With respect to the open-ended regulatory approach, the most common accessory use problems arise over whether a use is customary or incidental. Since there is no definitive list as to what constitutes and does not constitute an accessory use, the decision as to whether a certain accessory use is permitted is left to the discretion of the appropriate building and/or zoning official(s) or board. The important point for land use applicants facing this type of regulation to know is that they can and should be proactive in asserting why they believe an accessory use is permissible and fits within the municipal definition. This can be done by showing examples on a local, regional or even statewide basis where the proposed accessory use has been associated with the proposed principal use or even through reliance upon relevant court decisions. Another thing that land use applicants should look for is whether the zoning regulations provide guidelines to assist the building and/or zoning official or reviewing board in interpreting what is an accessory use and if any illustrative examples of permitted accessory uses are provided.
With regard to the strict regulatory approach, one of the biggest issues for land use applicants to be aware of is whether the failure to include certain types of accessory use on the exclusive list means that such accessory uses are prohibited. Some states, such as New York and Pennsylvania, take the approach that those accessory uses not expressly listed are deemed to be prohibited unless clearly stated otherwise, and therefore, a variance would likely be required. Other states, such as New Jersey, take the approach that although an accessory use may not be listed in the zoning regulations, it does not necessarily mean that a variance would be required. Because this type of regulation is treated differently state by state, applicants should be aware of what the rules are in their jurisdiction so they can determine the best course of action for presenting and arguing whether an accessory use is permitted.

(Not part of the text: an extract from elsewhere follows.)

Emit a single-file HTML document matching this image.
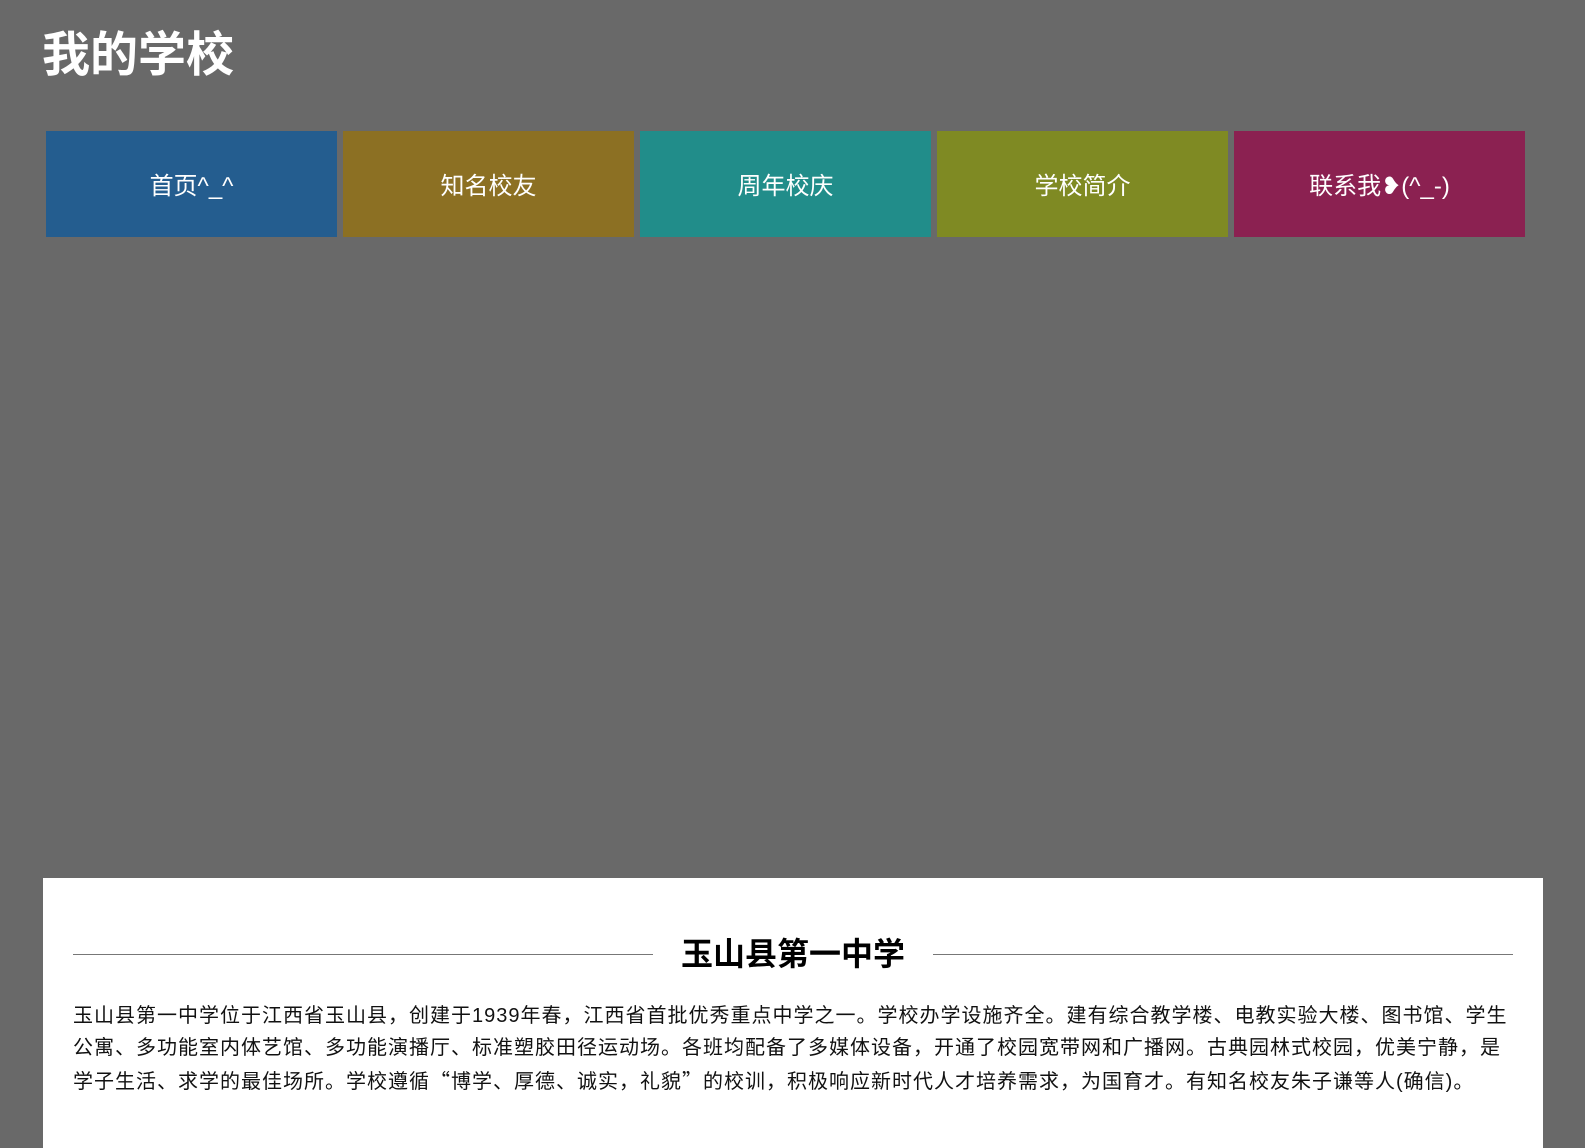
<!DOCTYPE html>
<html><head><meta charset="utf-8"><style>
html,body{margin:0;padding:0;}
body{width:1585px;height:1136px;background:#696969;position:relative;overflow:hidden;font-family:"Liberation Sans","Noto Sans CJK SC",sans-serif;}
h1{position:absolute;left:42px;top:24px;margin:0;font-size:48px;line-height:64px;color:#fff;font-weight:bold;}
.nav{position:absolute;top:131px;left:46px;display:flex;gap:6px;}
.nav div{width:291px;height:106px;line-height:112px;text-align:center;color:#fff;font-size:24px;}
.box{position:absolute;left:43px;top:878px;width:1500px;height:270px;background:#fff;}
.hd{position:absolute;left:30px;top:46px;width:1440px;height:60px;}
.hd .l{position:absolute;top:30px;height:1px;background:#777;width:580px;}
.hd h2{margin:0;text-align:center;font-size:32px;line-height:60px;font-weight:bold;color:#000;}
.box p{position:absolute;left:30px;top:122px;width:1460px;margin:0;font-size:20px;letter-spacing:1px;line-height:32px;color:#111;white-space:nowrap;}
.q{font-family:"Noto Sans CJK SC",sans-serif;}
</style></head><body>
<h1>我的学校</h1>
<div class="nav">
<div style="background:#245d8f">首页^_^</div>
<div style="background:#8c7023">知名校友</div>
<div style="background:#218d8a">周年校庆</div>
<div style="background:#7f8a23">学校简介</div>
<div style="background:#8b2151">联系我❥(^_-)</div>
</div>
<div class="box">
<div class="hd"><div class="l" style="left:0"></div><div class="l" style="right:0"></div><h2>玉山县第一中学</h2></div>
<p>玉山县第一中学位于江西省玉山县，创建于1939年春，江西省首批优秀重点中学之一。学校办学设施齐全。建有综合教学楼、电教实验大楼、图书馆、学生<br>公寓、多功能室内体艺馆、多功能演播厅、标准塑胶田径运动场。各班均配备了多媒体设备，开通了校园宽带网和广播网。古典园林式校园，优美宁静，是<br>学子生活、求学的最佳场所。学校遵循<span class="q">“</span>博学、厚德、诚实，礼貌<span class="q">”</span>的校训，积极响应新时代人才培养需求，为国育才。有知名校友朱子谦等人(确信)。</p>
</div>
</body></html>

The middle-of-the road regulatory approach is preferable to the strict and open-ended approaches because it eliminates some of the problems with listing out the permitted accessory uses but also permits all other accessory uses that fall within the definition. However, land use applicants are still faced with the problems described above concerning whether a use is customary or incidental. Irrespective of the regulatory approach used by the municipality, the key to success is preparation. Land use applicants need to be aware of local zoning regulations governing accessory uses early in the land use review process, and, to the extent possible, be proactive in asserting why they believe a use is a valid accessory use so they are not faced with a situation of having to seek variance relief or even forego part of a proposed development simply because they failed to properly ascertain whether an accessory use was permitted.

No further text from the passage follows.